Researchers are training robots to observe and make decisions
Credit: University of Houston
A 5K race can offer both victory and heartbreak, but capturing those moments on video requires both planning ahead and making on-the-spot decisions about where the camera operators should be.
A project led by Aaron T. Becker, assistant professor of electrical and computer engineering at the University of Houston, will study how to direct a team of mobile robots to document a race, predicting likely events and changing plans based on real-time action.
Getting robots to capture video footage is easy. The difficulty lies in directing them to act on their own to capture the most pertinent moments of the race, required for weaving an engaging and complete narrative from the footage.
The camera-equipped robots will be programed to gather information as they go, without knowing in advance what will happen, including who will win the race. “Unlike the highlight reel in MarioKart™, real robots won’t know ahead of time where the interesting parts will be,” Becker explained, “but they will know a lot of probability theory and will be able to calculate the odds of good video footage as a function of race status and robot position.”
He will collaborate with Dylan Shell, associate professor of computer science and engineering at Texas A&M University, and Jason O’Kane, professor of engineering and computing at the University of South Carolina, on the project, which is funded by a $600,000 grant from the National Science Foundation.

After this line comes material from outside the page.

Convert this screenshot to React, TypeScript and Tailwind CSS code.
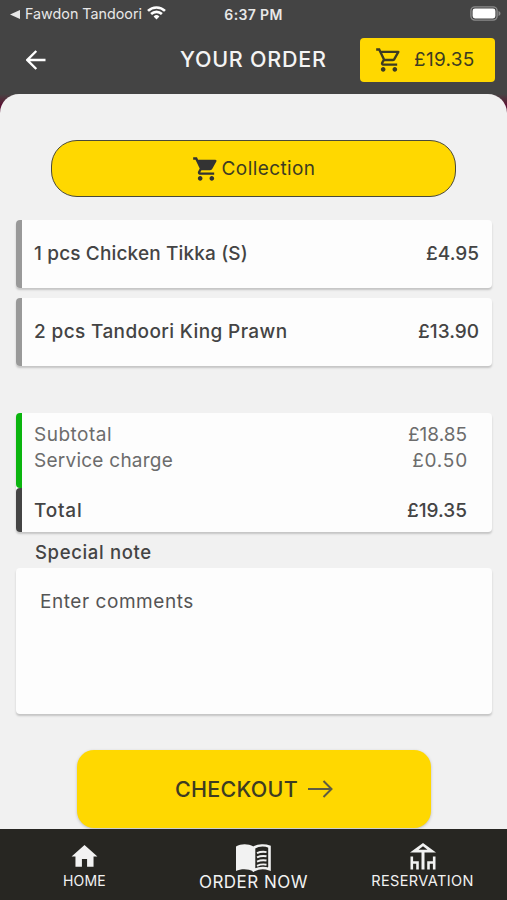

The project will play out over three years, with the robots tasked with filming a 5K race on the UH campus each year. Becker, whose lab works on a number of projects involving swarm robotics, said the quality of the resulting documentary should improve each year.
A date for the first race has not been set, but the team is searching for partners.

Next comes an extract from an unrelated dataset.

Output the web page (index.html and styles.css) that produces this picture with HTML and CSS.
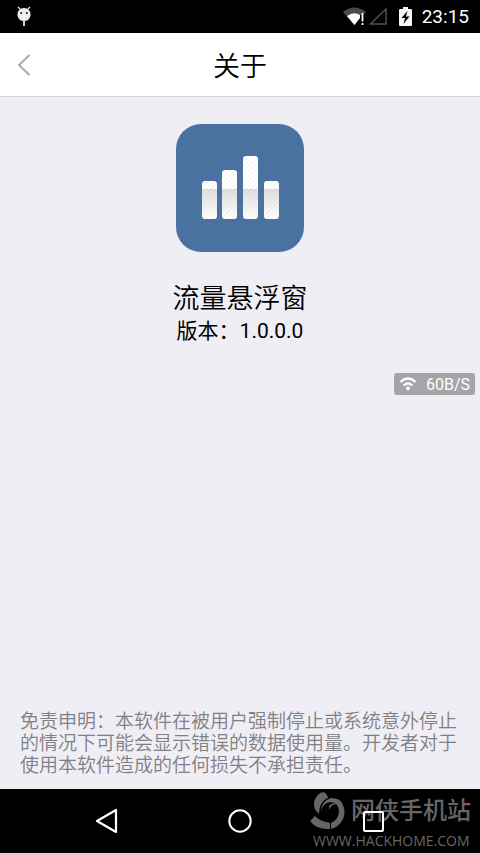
FILE: index.html
```html
<!DOCTYPE html>
<html lang="zh-CN">
<head>
<meta charset="utf-8">
<meta name="viewport" content="width=device-width, initial-scale=1">
<title>关于</title>
<link rel="stylesheet" href="styles.css">
</head>
<body>
<div class="status">
  <svg class="debug" width="16" height="22" viewBox="0 0 16 22" aria-hidden="true">
    <path d="M2 1l3 3M14 1l-3 3" stroke="#eee" stroke-width="1.2"/>
    <circle cx="8" cy="8.5" r="6.6" fill="#eee"/>
    <path d="M8 15v5" stroke="#eee" stroke-width="1.8"/>
    <circle cx="5.2" cy="7" r="1" fill="#111"/><circle cx="10.800" cy="7" r="1" fill="#111"/>
  </svg>
  <div class="indicators">
    <svg width="24" height="20" viewBox="0 0 24 20" aria-hidden="true">
      <path d="M1 5Q12-4 24 5L21 8H17V11L12 18Z" fill="#4b4b4b"/>
      <path d="M5 9Q12 4 18 8V11L12.500 18Z" fill="#fff"/>
      <path d="M20.500 6v8.500M20.500 16v2" stroke="#fff" stroke-width="1.800"/>
    </svg>
    <svg class="cell" width="19" height="20" viewBox="0 0 19 20" aria-hidden="true">
      <path d="M2.500 17H18V2Z" fill="none" stroke="#505050" stroke-width="1.500"/>
    </svg>
    <svg class="battery" width="13" height="20" viewBox="0 0 13 20" aria-hidden="true">
      <path d="M4 0h5v2h3q1 0 1 1v15q0 1-1 1H1q-1 0-1-1V3q0-1 1-1h3z" fill="#f4f4f4"/>
      <path d="M8.500 4L2.500 11H6L4.500 17L10.500 9.500H7z" fill="#000"/>
    </svg>
    <time>23:15</time>
  </div>
</div>
<header class="titlebar">
  <button class="back" aria-label="返回">
    <svg width="14" height="22" viewBox="0 0 14 22" aria-hidden="true"><path d="M12.500 1L2 11L12.500 21" fill="none" stroke="#aaa" stroke-width="2"/></svg>
  </button>
  <h1>关于</h1>
</header>
<main>
  <svg class="logo" width="128" height="128" viewBox="0 0 128 128" aria-hidden="true">
    <defs>
      <pattern id="hatch" width="5" height="5" patternUnits="userSpaceOnUse">
        <path d="M-1 6L6-1M-1 1L1-1M4 6L6 4" stroke="#888" stroke-opacity=".12" stroke-width="1"/>
      </pattern>
      <linearGradient id="shade" x1="0" y1="65" x2="0" y2="95" gradientUnits="userSpaceOnUse">
        <stop offset="0" stop-color="#dedede"/><stop offset="1" stop-color="#fff"/>
      </linearGradient>
      <clipPath id="bars">
        <rect x="26" y="57" width="15" height="38" rx="3"/><rect x="46" y="46" width="15" height="49" rx="3"/>
        <rect x="67" y="32" width="15" height="63" rx="3"/><rect x="88" y="57" width="15" height="38" rx="3"/>
      </clipPath>
    </defs>
    <rect width="128" height="128" rx="25" fill="#4a72a1"/>
    <g clip-path="url(#bars)">
      <path fill="#fff" d="M20 25h90v40H20z"/>
      <path fill="url(#shade)" d="M20 65h90v30H20z"/>
      <path fill="url(#hatch)" d="M20 25h90v70H20z"/>
    </g>
  </svg>
  <h2>流量悬浮窗</h2>
  <p class="version">版本：1.0.0.0</p>
  <p class="disclaimer">免责申明：本软件在被用户强制停止或系统意外停止的情况下可能会显示错误的数据使用量。开发者对于使用本软件造成的任何损失不承担责任。</p>
  <div class="speed">
    <svg width="18" height="14" viewBox="0 0 18 14" aria-hidden="true">
      <path d="M1.500 5Q9-2 16.500 5M4.500 8.500Q9 4.500 13.500 8.500" fill="none" stroke="#fff" stroke-width="2.300"/>
      <circle cx="9" cy="11.500" r="1.900" fill="#fff"/>
    </svg>
    <span>60B/S</span>
  </div>
</main>
<nav class="navbar">
  <button aria-label="后退"><svg width="26" height="26" viewBox="0 0 26 26" aria-hidden="true"><path d="M22 2V24L3 13Z" fill="none" stroke="#fff" stroke-width="2.200" stroke-linejoin="round"/></svg></button>
  <button aria-label="主页"><svg width="26" height="26" viewBox="0 0 26 26" aria-hidden="true"><circle cx="13" cy="13" r="10.700" fill="none" stroke="#fff" stroke-width="2"/></svg></button>
  <button aria-label="最近任务"><svg width="26" height="26" viewBox="0 0 26 26" aria-hidden="true"><rect x="4" y="4" width="19" height="19" rx="1" fill="none" stroke="#fff" stroke-width="2"/></svg></button>
  <div class="watermark">
    <div class="brand">
      <svg width="36" height="38" viewBox="0 0 36 38" aria-hidden="true">
        <g fill="#666">
          <path d="M12 0L17 6Q9 11 9 22Q3 17 4 10Q6 3 12 0Z"/>
          <path d="M13 0Q17 1 18 6L13 8Z"/>
          <path d="M5 24Q9 29 20 31V37Q7 38 0 29Z"/>
          <path d="M21 37V31Q28 28 29 20Q29 11 21 10Q13 10 11 20Q11 9 21 6Q31 6 33 13Q36 20 33 27Q29 35 21 37Z"/>
          <path d="M19 14Q22 10 27 12Q21 12 19 18Z"/>
        </g>
      </svg>
      <span>网侠手机站</span>
    </div>
    <div class="site">WWW.HACKHOME.COM</div>
  </div>
</nav>
</body>
</html>
```
FILE: styles.css
```css
* { box-sizing: border-box; }

body {
  margin: 0;
  min-height: 100vh;
  display: flex;
  flex-direction: column;
  background: #efeef5;
  color: #000;
  font-family: Roboto, "Noto Sans CJK SC", sans-serif;
}

svg { display: block; flex: none; }
h1, h2, p { margin: 0; font-weight: 400; }
h1, h2, .disclaimer { font-weight: 350; }

button {
  padding: 0;
  border: 0;
  background: none;
  display: grid;
  place-items: center;
}

.status {
  height: 33px;
  padding: 0 11px 0 16px;
  display: flex;
  align-items: center;
  justify-content: space-between;
  background: #000;
  color: #fff;
}

.indicators { display: flex; align-items: center; gap: 2px; }
.battery { margin: 0 8px 0 10px; }
.indicators time { padding-top: 1px; font-size: 19px; line-height: 24px; }

.titlebar {
  height: 64px;
  display: grid;
  grid-template-columns: 48px 1fr 48px;
  align-items: center;
  background: #fff;
  border-bottom: 1px solid #d6d6da;
}

.back { height: 48px; }
.titlebar h1 { padding-top: 4px; font-size: 27px; line-height: 40px; text-align: center; }

main {
  position: relative;
  flex: 1;
  padding: 27px 20px 12px;
  display: flex;
  flex-direction: column;
  align-items: center;
}

h2 { margin-top: 27px; font-size: 27px; line-height: 40px; }
.version { font-size: 21px; line-height: 24px; }

.disclaimer {
  width: 100%;
  margin-top: auto;
  color: #808083;
  font-size: 19px;
  line-height: 22px;
}

.speed {
  position: absolute;
  top: 276px;
  right: 5px;
  height: 22px;
  padding: 0 5px;
  display: flex;
  align-items: center;
  gap: 9px;
  border-radius: 3px;
  background: #a5a5a8;
  color: #fff;
  font-size: 16px;
}

.navbar {
  position: relative;
  z-index: 0;
  height: 64px;
  padding: 0 40px;
  display: grid;
  grid-template-columns: repeat(3, 1fr);
  background: #000;
}

.watermark {
  position: absolute;
  z-index: -1;
  right: 9px;
  bottom: 2px;
  color: #666;
  pointer-events: none;
}

.brand {
  display: flex;
  align-items: center;
  gap: 5px;
  font-size: 24px;
  line-height: 40px;
  font-weight: 500;
}

.site {
  margin-left: 3px;
  font-family: "Open Sans", sans-serif;
  font-size: 14px;
  line-height: 20px;
}
```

The project will start with five robots, including a robotic car capable of moving up to 10 mph, currently being built by a senior design team made up of electrical engineering students Rhema Ike, Farah Luba, Henry Nguyen and Ramsey Daou.
The first task, Ike said, is training the car to autonomously track a runner for the entire 5K race. She will graduate in May and continue working on the project as a graduate student.

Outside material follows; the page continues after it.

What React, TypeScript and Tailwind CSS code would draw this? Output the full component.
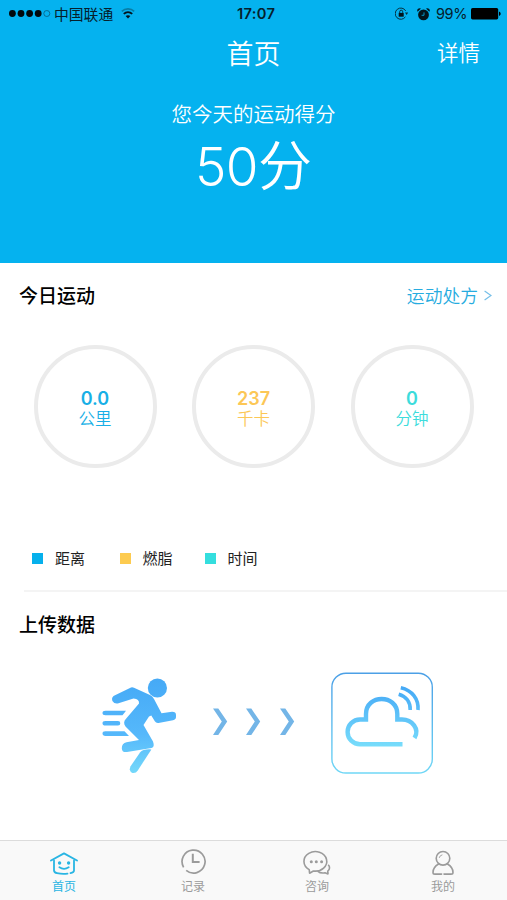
import React from 'react';

interface Ring {
  value: string;
  unit: string;
  color: string;
}

interface LegendItem {
  label: string;
  swatch: string;
  gap: string;
}

const rings: Ring[] = [
  { value: '0.0', unit: '公里', color: 'text-[#18afe6]' },
  { value: '237', unit: '千卡', color: 'text-[#fcc756]' },
  { value: '0', unit: '分钟', color: 'text-[#3ddcdc]' },
];

const legend: LegendItem[] = [
  { label: '距离', swatch: 'bg-[#06b0ec]', gap: 'w-[87.5px]' },
  { label: '燃脂', swatch: 'bg-[#fdcb50]', gap: 'w-[85px]' },
  { label: '时间', swatch: 'bg-[#34dede]', gap: 'w-[80px]' },
];

// ---------------------------------------------------------------------------
// Status bar
// ---------------------------------------------------------------------------

const StatusBar = () => (
  <div className="relative flex h-7 items-center justify-between pr-[6px] pl-[9px] text-[#06202c]">
    <div className="flex items-center">
      <svg width="42" height="8" viewBox="0 0 42 8" fill="#02090d">
        <circle cx="3.4" cy="3.5" r="3.4" />
        <circle cx="12" cy="3.5" r="3.4" />
        <circle cx="20.6" cy="3.5" r="3.4" />
        <circle cx="29.2" cy="3.5" r="3.4" />
        <circle cx="37.8" cy="3.5" r="3" fill="none" stroke="#075d7d" strokeWidth="0.8" />
      </svg>
      <span className="ml-[3px] pt-px text-[14.8px] leading-7">中国联通</span>
      <svg className="ml-[7px]" width="16" height="12" viewBox="0 0 16 12" fill="none">
        <path d="M1.8 3.3C5.2 .1 10.8 .1 14.2 3.3" stroke="#087da6" strokeWidth="1.6" />
        <path d="M3.8 5.9C6.2 3.5 9.8 3.5 12.2 5.9" stroke="#04151d" strokeWidth="1.9" />
        <path d="M5.6 8.1C7 6.8 9 6.8 10.4 8.1L8 10.5z" fill="#04151d" />
      </svg>
    </div>
    <span className="absolute left-[237px] text-[14.7px] leading-7 font-semibold tracking-[0.3px]">17:07</span>
    <div className="flex items-center">
      <svg width="14" height="14" viewBox="0 0 14 14" fill="none" stroke="#06303f">
        <path d="M10.7 3.9A5.6 5.6 0 1 0 10.4 9.9" strokeWidth="1" />
        <path d="M10 5.6h3.2l-1.6 2.3z" fill="#06303f" stroke="none" />
        <rect x="3.7" y="5.9" width="5" height="3.8" fill="#02141c" stroke="none" />
        <path d="M4.7 6V4.7a1.5 1.5 0 0 1 3 0v1.2" strokeWidth="1" />
      </svg>
      <svg className="ml-[8px]" width="13" height="13" viewBox="0 0 13 13">
        <circle cx="6.5" cy="6.9" r="5.4" fill="#02141c" />
        <path d="M.6 3.8A2.4 2.4 0 0 1 4 .6zM12.4 3.8A2.4 2.4 0 0 0 9 .6z" fill="#02141c" />
        <path d="M7 4.4v2.9H4.6" fill="none" stroke="#07a2d8" strokeWidth="0.9" />
      </svg>
      <span className="ml-[6px] w-[32px] text-[14.5px] leading-7 tracking-[-0.4px] whitespace-nowrap">99%</span>
      <svg className="ml-[3px]" width="30" height="12" viewBox="0 0 30 12" fill="#000">
        <rect x="0" y="0" width="27.2" height="11.4" rx="1.6" />
        <path d="M28 3.6c2.2.8 2.2 3.6 0 4.4z" />
      </svg>
    </div>
  </div>
);

// ---------------------------------------------------------------------------
// Upload illustrations
// ---------------------------------------------------------------------------

// runner with the three speed lines trailing behind
const Runner = () => (
  <svg width="76" height="98" viewBox="102 678 76 98" fill="none">
    <defs>
      <linearGradient id="run" gradientUnits="userSpaceOnUse" x1="0" y1="678" x2="0" y2="774">
        <stop offset="0" stopColor="#45a9f6" />
        <stop offset="0.6" stopColor="#55b8fb" />
        <stop offset="1" stopColor="#74d8fa" />
      </linearGradient>
    </defs>
    <g fill="url(#run)">
      <circle cx="157.4" cy="689" r="9.6" />
      <path d="M131 688.5Q132.3 688 134 688.7L150 696Q152.5 697 154 700L161.5 714.3L172 712.8Q176 712.7 176 716V718Q176 720.5 173 721.2L158.5 724Q156 724.3 154.8 722.3L151.3 716.6L149 717.4L143.5 726L153 742.5Q155 748 151.5 749L127 753Q122 753.8 121.8 749.2Q121.8 744.5 126.5 743.3L139 741L125.5 727.5Q122.5 723.5 126 719.8L139 704.5Q139.5 700.2 133.5 699.6L118.5 704.3Q114.5 705.3 112.4 702Q110.8 697.8 115.5 696Z" />
      <path d="M140 753.5Q143 749.8 151.4 750.4L137.8 771.4Q135.5 774.8 131.8 773.7Q128.5 771.7 130.6 767.2Z" />
      <path d="M105.5 711.7H126L122.5 716.2H105.5Q102.5 716.2 102.5 714T105.5 711.7ZM105.5 722H118Q120.3 722 120.3 724.2T118 726.5H105.5Q102.5 726.5 102.5 724.2T105.5 722ZM105.5 732.2H124.5L129 736.9H105.5Q102.5 736.9 102.5 734.5T105.5 732.2Z" />
    </g>
  </svg>
);

const Arrow = () => (
  <svg width="15" height="28" viewBox="0 0 15 28" fill="#73b5e7">
    <path d="M0 .5h5.3L14.2 13.6 5.3 27H0L8.8 13.6z" />
  </svg>
);

const CloudUpload = () => (
  <svg width="102" height="102" viewBox="331 672 102 102" fill="none">
    <defs>
      <linearGradient id="frame" gradientUnits="userSpaceOnUse" x1="0" y1="672" x2="0" y2="774">
        <stop offset="0" stopColor="#4b9fe6" />
        <stop offset="1" stopColor="#6fd7f6" />
      </linearGradient>
      <linearGradient id="cloud" gradientUnits="userSpaceOnUse" x1="0" y1="686" x2="0" y2="747">
        <stop offset="0" stopColor="#44a8f6" />
        <stop offset="1" stopColor="#78ddfb" />
      </linearGradient>
    </defs>
    <rect x="331.9" y="673.2" width="100.4" height="99.8" rx="14" stroke="url(#frame)" strokeWidth="1.4" />
    <g stroke="url(#cloud)">
      <path d="M402.5 744.3H360A12.4 12.4 0 0 1 360 719.5H366V714C366 694 397.3 694 397.3 714V719.5H402C412 719.5 420 729 414.5 738" strokeWidth="4.4" />
      <path d="M398.7 694.2C406 696.3 410.6 702 410.2 710" strokeWidth="3.6" />
      <path d="M400.8 687.8C412 690.3 418.8 699 418 710" strokeWidth="3.6" />
    </g>
  </svg>
);

// ---------------------------------------------------------------------------
// Tab bar icons
// ---------------------------------------------------------------------------

const HomeIcon = () => (
  <svg width="28" height="28" viewBox="0 0 28 28" fill="none" stroke="currentColor" strokeWidth="1.8" strokeLinecap="round">
    <path d="M1 12.5 14 5.4 27 12.5" strokeLinejoin="round" />
    <path d="M4 12.5V22.5Q4.3 24.6 7 25.2Q12.5 26.3 17.5 25.6M20.5 25.1Q24 24.6 24 22.5V12.5" />
    <path d="M9.4 19.3Q14 22.3 18.7 19.3" />
    <circle cx="9.6" cy="15" r="0.8" fill="currentColor" />
    <circle cx="18.6" cy="15" r="0.8" fill="currentColor" />
  </svg>
);

const ClockIcon = () => (
  <svg width="28" height="28" viewBox="0 0 28 28" fill="none" stroke="currentColor">
    <path d="M4.6 19.3A11.5 11.5 0 1 1 7.2 22.4" strokeWidth="1.7" />
    <path d="M13.8 5.7V14H20.6" strokeWidth="2" />
  </svg>
);

const ChatIcon = () => (
  <svg width="28" height="28" viewBox="0 0 28 28" fill="none" stroke="currentColor" strokeWidth="1.6" strokeLinejoin="round">
    <path d="M6.2 21.6A11.4 9.8 0 1 1 10.4 23L6.6 25.2z" />
    <path d="M25.2 16.8C27.2 18.8 26.9 21.3 24.8 23.1L25 25.9 22 24.8C19.3 25.4 16.5 24.8 14.6 23.1" />
    <circle cx="8.3" cy="13.8" r="1.5" fill="currentColor" stroke="none" />
    <circle cx="13.3" cy="13.8" r="1.5" fill="currentColor" stroke="none" />
    <circle cx="18.6" cy="13.8" r="1.5" fill="currentColor" stroke="none" />
  </svg>
);

const UserIcon = () => (
  <svg width="28" height="28" viewBox="0 0 28 28" fill="none" stroke="currentColor" strokeWidth="1.6" strokeLinecap="round">
    <circle cx="14" cy="10.3" r="6.8" />
    <path d="M10.3 9.5Q10.8 7.3 13 6.9" strokeWidth="0.9" />
    <path d="M9.6 16C6.3 17.9 4 21.2 4 24.4Q4 26.1 5.8 26.1H12.6M15 26.1H22Q24 26.1 24 24.4C24 21.2 21.7 17.9 18.4 16" />
  </svg>
);

const tabs = [
  { label: '首页', icon: HomeIcon, color: 'text-[#29b5e3]', width: 'w-[128px]' },
  { label: '记录', icon: ClockIcon, color: 'text-[#9b9b9b]', width: 'w-[130px]' },
  { label: '咨询', icon: ChatIcon, color: 'text-[#9b9b9b]', width: 'w-[118px]' },
  { label: '我的', icon: UserIcon, color: 'text-[#9b9b9b]', width: 'w-[134px]' },
];

export default function App() {
  return (
    <div className="flex h-[900px] w-[507px] flex-col overflow-hidden bg-white font-['Inter','Noto_Sans_CJK_SC',sans-serif] text-black">
      <header className="h-[263px] bg-[#05b2ef] text-white">
        <StatusBar />
        <div className="relative flex h-[50px] items-center justify-center">
          <h1 className="pt-[3px] text-[27px] leading-[50px] font-[350]">首页</h1>
          <span className="absolute right-[27px] text-[21.5px] leading-[50px] font-[350]">详情</span>
        </div>
        <p className="mt-[22px] text-center text-[20.5px] leading-[30px] font-[350]">您今天的运动得分</p>
        <p className="mt-px flex items-center justify-center leading-[70px]">
          <span className="text-[53px] font-[350] tracking-[-0.5px]">50</span>
          <span className="pt-px text-[54px] font-[350]">分</span>
        </p>
      </header>

      <section className="h-[327px]">
        <div className="flex h-[64px] items-center justify-between pt-[4px] pr-[15px] pl-[19px]">
          <h2 className="text-[19px] font-medium">今日运动</h2>
          <div className="flex items-center text-[#27ace0]">
            <span className="text-[17.8px] font-[350]">运动处方</span>
            <svg className="mb-[3px] ml-[6px]" width="8" height="11" viewBox="0 0 8 11" fill="none" stroke="#76bfe8" strokeWidth="1.2">
              <path d="M.6 1 7 5.5.6 10" />
            </svg>
          </div>
        </div>
        <div className="mt-[18px] flex justify-between pr-[33.5px] pl-[33.5px]">
          {rings.map((ring) => (
            <div
              key={ring.unit}
              className={`flex h-[123px] w-[123px] flex-col items-center rounded-full border-4 border-[#ebebeb] pt-[39px] ${ring.color}`}
            >
              <span className="text-[18px] leading-[21px] font-semibold">{ring.value}</span>
              <span className="text-[16.5px] leading-[21px] font-[350]">{ring.unit}</span>
            </div>
          ))}
        </div>
        <div className="mt-[80px] flex h-[22px] pl-[32px]">
          {legend.map((item) => (
            <div key={item.label} className={`flex items-center ${item.gap}`}>
              <span className={`mb-[2px] h-[11px] w-[11px] ${item.swatch}`} />
              <span className="ml-[12px] text-[15px] text-[#222]">{item.label}</span>
            </div>
          ))}
        </div>
      </section>

      <section className="flex-1">
        <div className="ml-[24px] h-[2px] bg-[#f4f4f4]" />
        <h2 className="mt-[19px] pl-[19px] text-[19px] leading-[29px] font-medium">上传数据</h2>
        <div className="mt-[32px] flex h-[102px] items-center pl-[102px]">
          <div className="pt-[6px]">
            <Runner />
          </div>
          <div className="ml-[34.5px] flex gap-[18.5px] pb-[2px]">
            <Arrow />
            <Arrow />
            <Arrow />
          </div>
          <div className="ml-[36.5px]">
            <CloudUpload />
          </div>
        </div>
      </section>

      <nav className="flex h-[60px] border-t border-[#dcdcdc] bg-[#f9f9f9]">
        {tabs.map(({ label, icon: Icon, color, width }) => (
          <div key={label} className={`flex shrink-0 flex-col items-center pt-[7px] ${color} ${width}`}>
            <Icon />
            <span className="mt-[2px] text-[12px] leading-[18px]">{label}</span>
          </div>
        ))}
      </nav>
    </div>
  );
}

“I love making autonomous robots,” she said. “The overall goal is to make a system where a robot can actually predict what will happen, and that’s pretty cool.”
In an upcoming paper, the researchers propose several potential applications for what they expect to learn, from explaining the outcome of an athletic competition to identifying the cause of an explosion. Directing robots to produce documentary-style coverage of a race encapsulates many of the elements those other projects would require, they said.